38 - A Combined Model of Housing Location and Traffic Equilibrium Problems in a Continuous Transportation System

Abstract

This paper introduces a combined housing location and traffic equilibrium problem in a continuous transportation system. The main objective has been to study the effects of congestion externality and housing rent in the disutility function on the choice of housing location in a city. Two models are formulated to address the problem. The first model is developed for a circular city with angular symmetrical properties, in which the problem is specified as an IVP for a system of ODEs, and specially designed but effective hierarchical line search (HLS) scheme is used to solve the problem. The solution properties of this model are thoroughly investigated, and form the basis of the development of the second model, which is a generalized model for a city of arbitrary shape that does not have symmetrical properties.
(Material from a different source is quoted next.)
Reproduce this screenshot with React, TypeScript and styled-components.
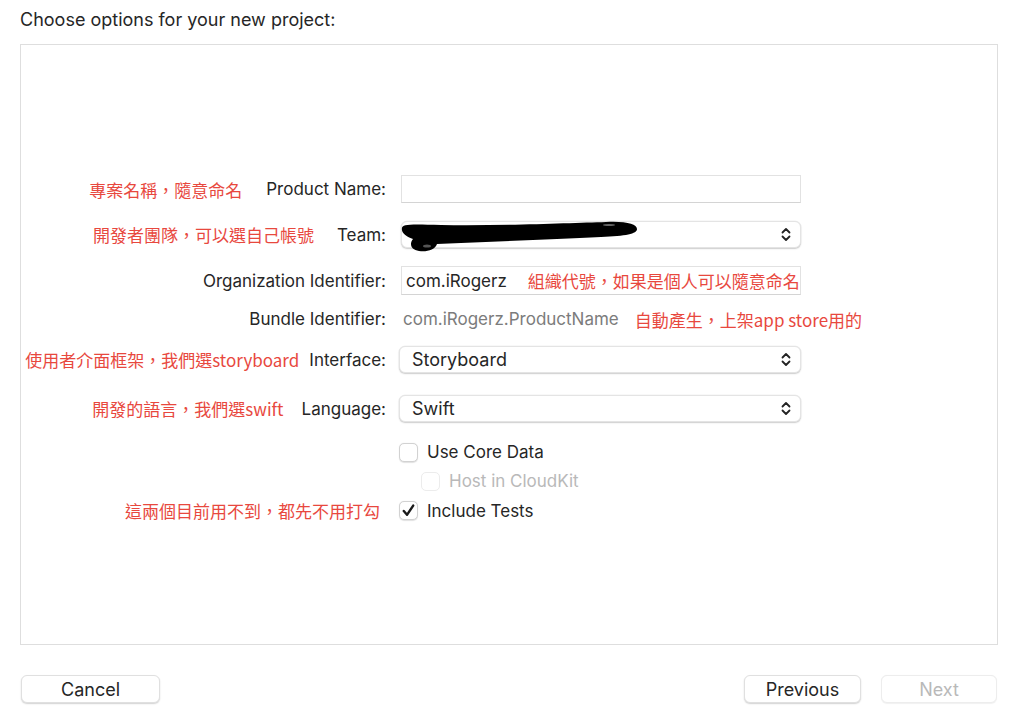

The formulation of the generalized model is based on the Galerkin method in the weighted residual technique and the finite element method (FEM). The problem is solved by the Newton-Raphson algorithm with a line search. Two numerical examples are used to demonstrate the effectiveness of the methodology. The first example is an angular symmetrical circular city, to which both the HLS and FEM are applied, with identical solutions being obtained. The second example is of arbitrary shape, which shows the effectiveness of the generalized model in addressing the problem of irregular geometry and unsymmetrical propertied in practice. Future research will include the evaluation of the economic aspects of the housing location problem, the formulation of a bi-level problem that maximizes the social benefit of housing distribution, and the investigation of polycentric urban forms.